Запретная женщина, или Первая жена шейха (Вермот) - страница 7

Тем досаднее было для меня то, что мое сердце учащенно забилось.

И вот он сидит рядом, хладнокровный и неприступный, юноша, предки которого некогда защищали свои территориальные воды от британцев. Я была уверена, что растопить этот лед — всего лишь вопрос времени.

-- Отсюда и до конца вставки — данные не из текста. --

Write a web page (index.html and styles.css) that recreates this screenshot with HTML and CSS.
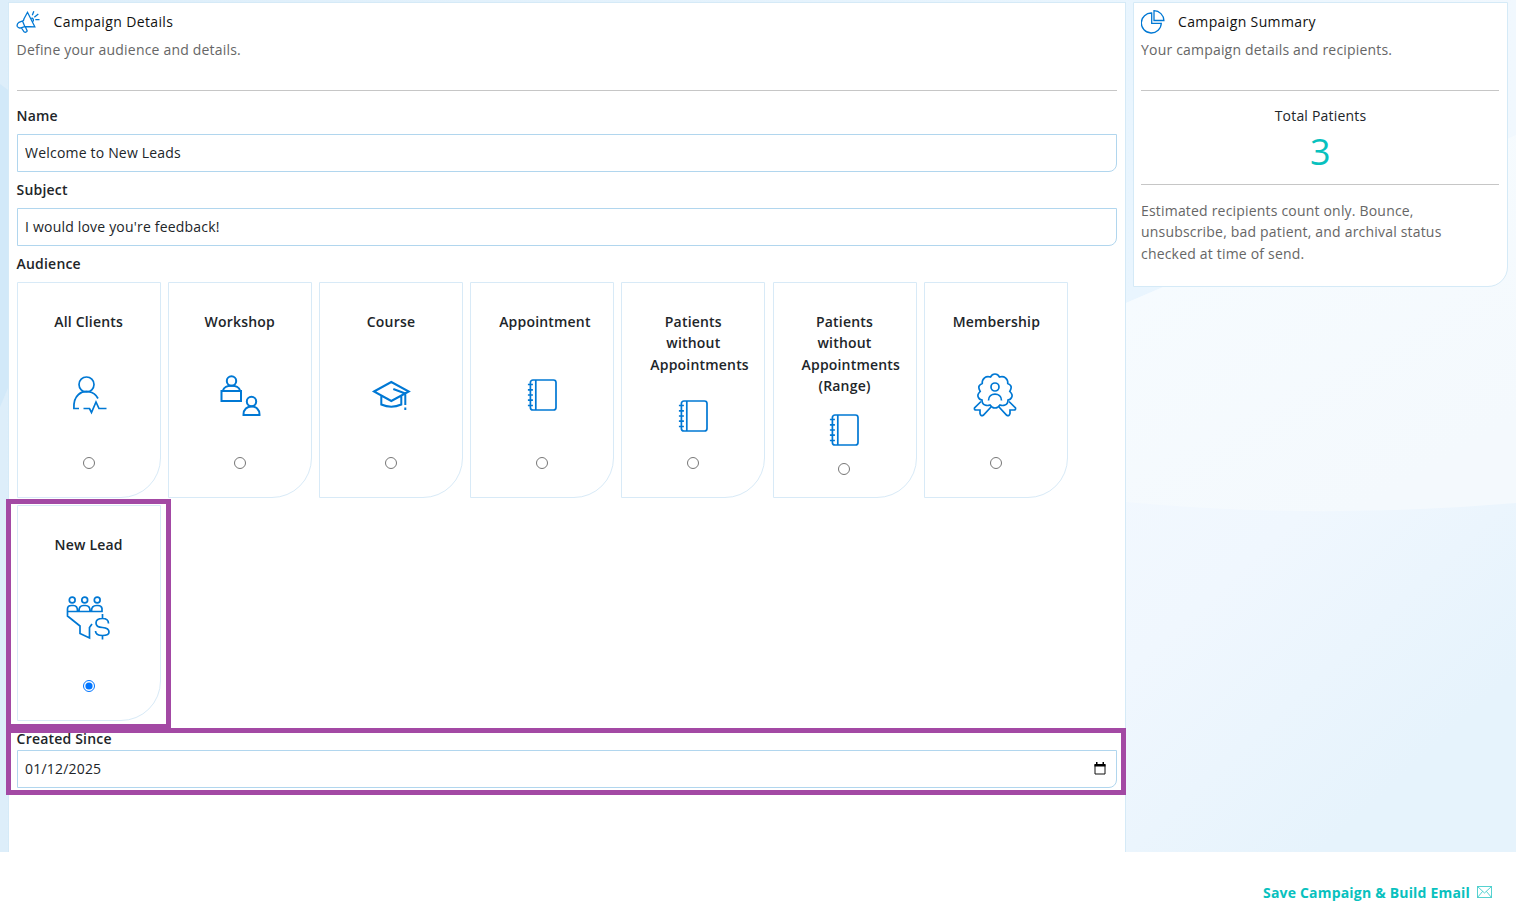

Внешне Халид отличался от своих арабских товарищей по учебе благородной удлиненностью всех своих форм. Он и во всем остальном был совершенно другим. Прежде всего, бросались в глаза его серьезность и необыкновенное честолюбие. К тому же он был красив особой восточной красотой. Его товарищи частенько баловали нас, девушек, сластями или всевозможными маленькими подарками, Халид же держался на расстоянии от слабого пола. А может, у него просто было недостаточно карманных денег. В то время как саудовцы и кувейтцы часами прочесывали магазины, Халида тянуло исключительно на спортивную площадку. Его главным увлечением был футбол, особенно он любил футбольный клуб Аль Ваха, значок которого он гордо носил на своей адидасовской тренировочной куртке. Я до сих пор вижу перед глазами зеленые полоски на белом фоне. Когда в Торквее шел дождь или было ветрено, он ходил в школу в этой куртке. Однажды ночью, провожая меня, он накинул мне её на плечи. Но это было гораздо позже.


Доверие между Востоком и Западом — Gott sei’s geklagt — росло с каждой неделей. Этому немало способствовало руководство школы. Оно регулярно организовывало совместные поездки за город и экскурсии, которые доставляли нам массу удовольствия.

Загадочные темные глаза Халида уже время от времени преображались едва заметной улыбкой. Что само по себе о многом говорило. Потому что он, похоже, с недоверием относился ко всему незнакомому. Я часто спрашивала себя, что же может скрываться за этим строгим фасадом. Тем удивительнее было для меня то, что он словно светился изнутри, когда рассказывал о своей родине и о пустыне. Хотя рассказывал он немного. Кроме того, я постепенно освоилась в принимавшей меня семье. Мне нравились десерты миссис Митчелл во всех их многообразных вариациях, как и её шампиньоны. Я постепенно привыкла даже к соленому сливочному маслу и к дождю. Но окончательно я «оттаяла», конечно же, во время нашего первого совместного знакомства с ночной жизнью Торквея. Насколько щедро Бог наделил темнокожих жителей планеты чувством ритма, настолько же щедро он, похоже, одарил англичан музыкальным слухом.

На лице миссис Митчелл, однако, вскоре после этого обозначились явные следы определенной озабоченности. Не из-за музыкальных восторгов её немецкой гостьи, нет. Её тревогу вызывало скорее мое общение с арабскими студентами. «Какая ирония судьбы», — думала я. Мекка клеймит нас позором, обвиняя в неверии и непристойности поведения, а что проповедует моя английская хозяйка? Она уверяет меня в том, что арабских студентов в Торквее не любят из-за их «невоспитанности и агрессивности». Мол, им не по плечу свободы и соблазны Запада. Её предыдущий постоялец каждую ночь являлся пьяным и с трудом карабкался по лестнице в свою комнату.